The impact on Mediterranean soil covers of severe
cold episodes, which were supposed to be characterized
by permafrost, has been exaggerated. Features related to
permafrost have never been identified in RMS covers at
sea level; however, they appear at a rather low altitude in
the Mediterranean basin, e.g., 1000 m. At sea level, textural
features corresponding to a thick snow cover exist, but
without a deep soil frost.
Heinrich events are presently almost impossible to
establish for the correlation of episodes of soil instability
as well as pedogenic phases that occurred during glacial
intervals with OISs. Earlier pedogenic phases were utilized
to define interstadials with warmer periods during a glacial
period.

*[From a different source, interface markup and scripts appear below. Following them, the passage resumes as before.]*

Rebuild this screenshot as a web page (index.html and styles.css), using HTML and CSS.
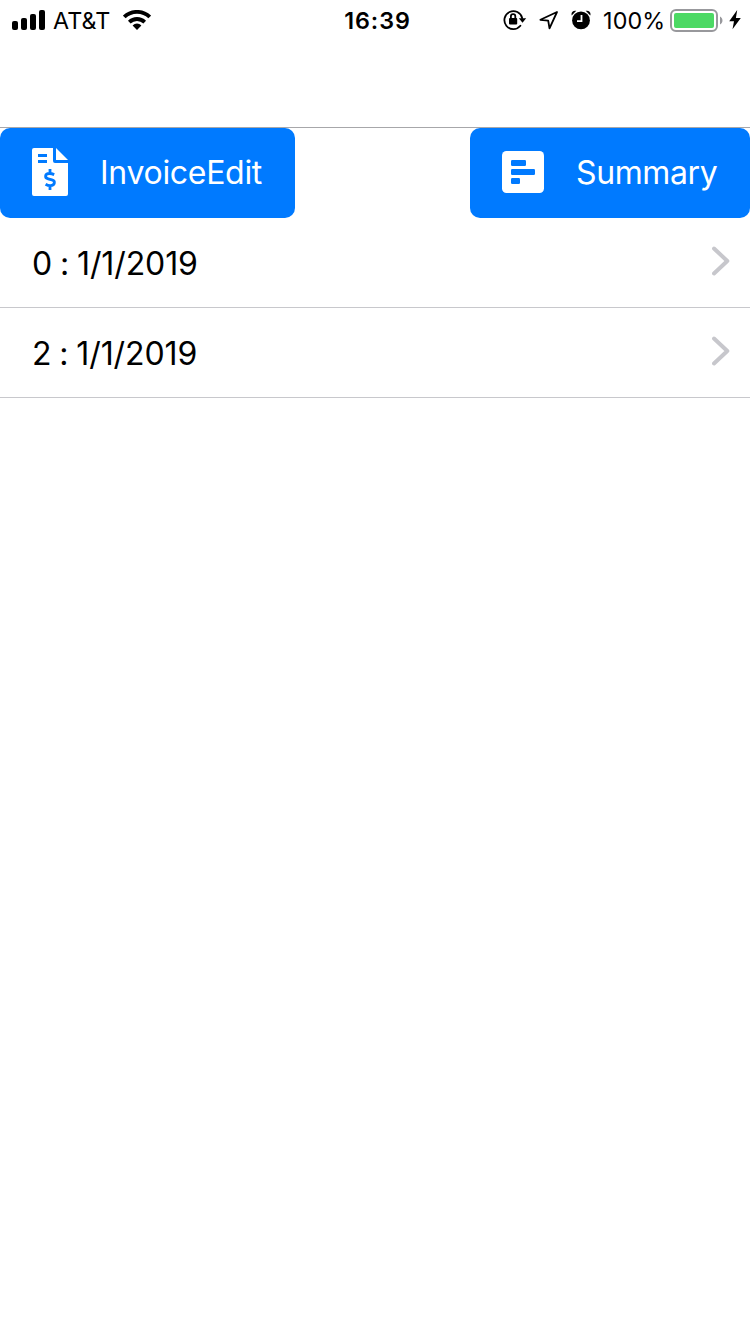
FILE: index.html
```html
<!DOCTYPE html>
<html lang="en">
<head>
<meta charset="utf-8">
<title>Invoices</title>
<link rel="stylesheet" href="styles.css">
</head>
<body>
<header class="status">
  <div class="side left">
    <svg class="signal" width="33" height="20" viewBox="0 0 33 20"><rect y="11" width="6" height="9" rx="2"/><rect x="9" y="8" width="6" height="12" rx="2"/><rect x="18" y="4" width="6" height="16" rx="2"/><rect x="27" width="6" height="20" rx="2"/></svg>
    <span class="carrier">AT&amp;T</span>
    <svg class="wifi" width="28" height="20" viewBox="0 0 28 20"><path d="M14 20l-4.4-4.6a6.3 6.3 0 0 1 8.8 0z"/><path class="line" d="M6.3 12.1a11.1 11.1 0 0 1 15.4 0M1.3 7a18.2 18.2 0 0 1 25.4 0"/></svg>
  </div>
  <time class="clock">16:39</time>
  <div class="side right">
    <svg class="lock" width="24" height="22" viewBox="0 0 24 22"><path class="line" d="M17.4 16.8A9 9 0 1 1 19.2 9.2"/><path d="M15.8 9.2H23.2L19.5 13.8z"/><rect x="6" y="9" width="8.2" height="6.5" rx="1"/><path class="line" d="M7.9 9.5V7.3a2.2 2.2 0 0 1 4.4 0v2.2"/></svg>
    <svg class="location" width="20" height="20" viewBox="0 0 20 20"><path class="line" d="M18 2L1.4 9.8L9.2 10.7L10.5 18.3z"/></svg>
    <svg class="alarm" width="20" height="20" viewBox="0 0 20 20"><circle cx="10" cy="10.4" r="8.9"/><path d="M.7 5.4C-.2 2.2 2 .1 5.3.8zM19.3 5.4C20.2 2.2 18 .1 14.7.8z"/><path class="hands" d="M10.5 5V11.2H6"/></svg>
    <span class="percent">100%</span>
    <svg class="battery" width="53" height="24" viewBox="0 0 53 24"><rect class="case" x="1" y="1" width="46" height="21" rx="5"/><rect class="charge" x="4" y="4" width="40" height="15" rx="2"/><path class="tip" d="M50 7.5c3.3 1.5 3.3 6.5 0 8z"/></svg>
    <svg class="bolt" width="12" height="20" viewBox="0 0 12 20"><path d="M8.2 0L.2 11.3H5L3.5 19.3L11.8 8.1H6.9z"/></svg>
  </div>
</header>
<nav class="toolbar">
  <button class="button invoice">
    <svg class="icon-invoice" width="36" height="48" viewBox="0 0 36 48"><path fill-rule="evenodd" d="M2 0H21V13a2 2 0 0 0 2 2H36V46a2 2 0 0 1-2 2H2a2 2 0 0 1-2-2V2a2 2 0 0 1 2-2zM6 6V9H15V6zM6 12V15H15V12z"/><path d="M24 0L36 12H24z"/><path class="dollar" d="M18 21v4M18 38v4M22.2 26.6c-2.1-.9-3.5-1.2-4.8-1.1-4.7.2-5 4.4-1.2 5.4l3.7 1c3.9 1.1 3 5.5-1.4 5.8-1.8.1-3.5-.6-4.9-1.5"/></svg>
    <span>InvoiceEdit</span>
  </button>
  <button class="button summary">
    <svg class="icon-summary" width="42" height="42" viewBox="0 0 42 42"><rect width="42" height="42" rx="4.5"/><g class="bars"><rect x="9" y="9" width="15" height="6" rx="1.2"/><rect x="9" y="18" width="24" height="6" rx="1.2"/><rect x="9" y="27" width="9" height="6" rx="1.2"/></g></svg>
    <span>Summary</span>
  </button>
</nav>
<main class="list">
  <div class="row"><span class="label">0 : 1/1/2019</span><svg class="chevron" width="18" height="30" viewBox="0 0 18 30"><path d="M2 2.5L15.3 15L2 27.5"/></svg></div>
  <div class="row"><span class="label">2 : 1/1/2019</span><svg class="chevron" width="18" height="30" viewBox="0 0 18 30"><path d="M2 2.5L15.3 15L2 27.5"/></svg></div>
</main>
</body>
</html>
```

FILE: styles.css
```css
* { box-sizing: border-box; }
body { margin: 0; min-height: 1334px; background: #fff; color: #000; font-family: Inter, sans-serif; }
svg { display: block; flex: none; }
.status { display: grid; grid-template-columns: 1fr auto 1fr; align-items: start; height: 128px; border-bottom: 1px solid #a7a7aa; font-size: 23.3px; line-height: 40px; white-space: nowrap; }
.side { display: flex; align-items: center; height: 40px; }
.left { padding-left: 12px; }
.right { justify-content: flex-end; padding-right: 9px; }
.carrier { width: 58px; margin-left: 8px; margin-right: 12px; padding-top: 2px; letter-spacing: .1px; }
.clock { font-weight: 600; letter-spacing: .9px; padding: 1px 0 0 5px; }
.line { fill: none; stroke: #000; stroke-width: 1.8; stroke-linecap: round; stroke-linejoin: round; }
.wifi .line { stroke-width: 3.8; stroke-linecap: butt; }
.lock, .location, .alarm { margin-right: 12px; }
.lock { margin-left: 1px; }
.hands { fill: none; stroke: #fff; stroke-width: 1.8; }
.percent { width: 61px; margin-right: 6px; padding-top: 2px; letter-spacing: .15px; }
.battery { margin: 1px 6px 0 0; }
.case { fill: #fff; stroke: #98989c; stroke-width: 2; }
.charge { fill: #4cd964; }
.tip { fill: #98989c; }
.toolbar { display: flex; justify-content: space-between; height: 90px; }
.button { display: flex; align-items: center; border: 0; padding: 0 32px; background: #007aff; border-radius: 10px; color: #fff; font: 400 32px/90px Inter, sans-serif; white-space: nowrap; }
.button svg { fill: #fff; margin-right: 32px; margin-top: -2px; }
.invoice { width: 295px; letter-spacing: -.3px; }
.summary { width: 280px; letter-spacing: -.4px; }
.dollar { fill: none; stroke: #007aff; stroke-width: 2.8; }
.bars { fill: #007aff; }
.row { display: flex; align-items: center; justify-content: space-between; height: 90px; padding: 0 20px 0 32px; border-bottom: 1px solid #c8c8cc; font-size: 32px; line-height: 89px; }
.label { padding-top: 2px; letter-spacing: -.1px; word-spacing: -1px; font-feature-settings: "calt" 0; }
.chevron { margin-top: -4px; fill: none; stroke: #c7c7cc; stroke-width: 4; stroke-linecap: round; stroke-linejoin: round; }
```
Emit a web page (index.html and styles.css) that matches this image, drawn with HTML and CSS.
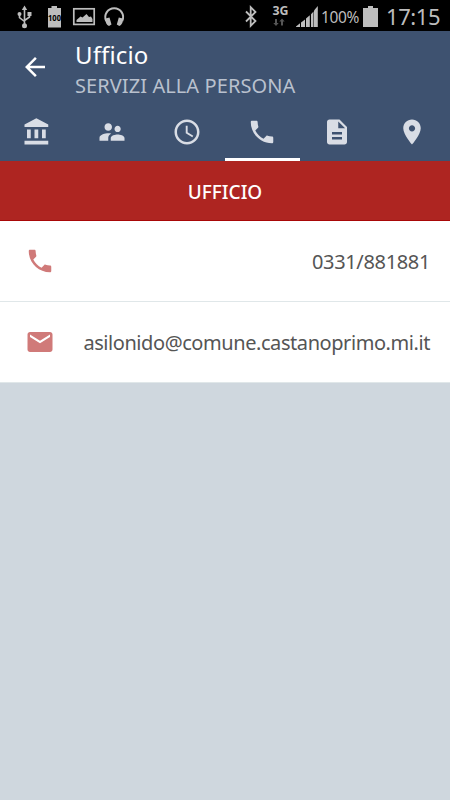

As ice cores have shown that 24 interstadials can
be referred to as Dansgaard–Oeschger events during the
last glacial interval, a new correlation between these events
and the pedogenic phases has to be established.
This work shows also that RMS covers (including
buried soil–sediment sequences) contain novel data that
are not present (or are present in a different form) in ice
cores, lakes, and deep sea cores. The data in soil covers
concern not only mean temperatures and precipitations,
but also the thickness of the snow cover, outbursts, severe
wind storms, and wildfires. Unfortunately, investigations
performed on the memory preserved in surface RMSs and
in buried soil–sediment sequences of the Mediterranean
basin are far behind those on ice cores, lakes, and deep
sea cores. In the future, such investigations should be
undertaken, providing novel and exciting results.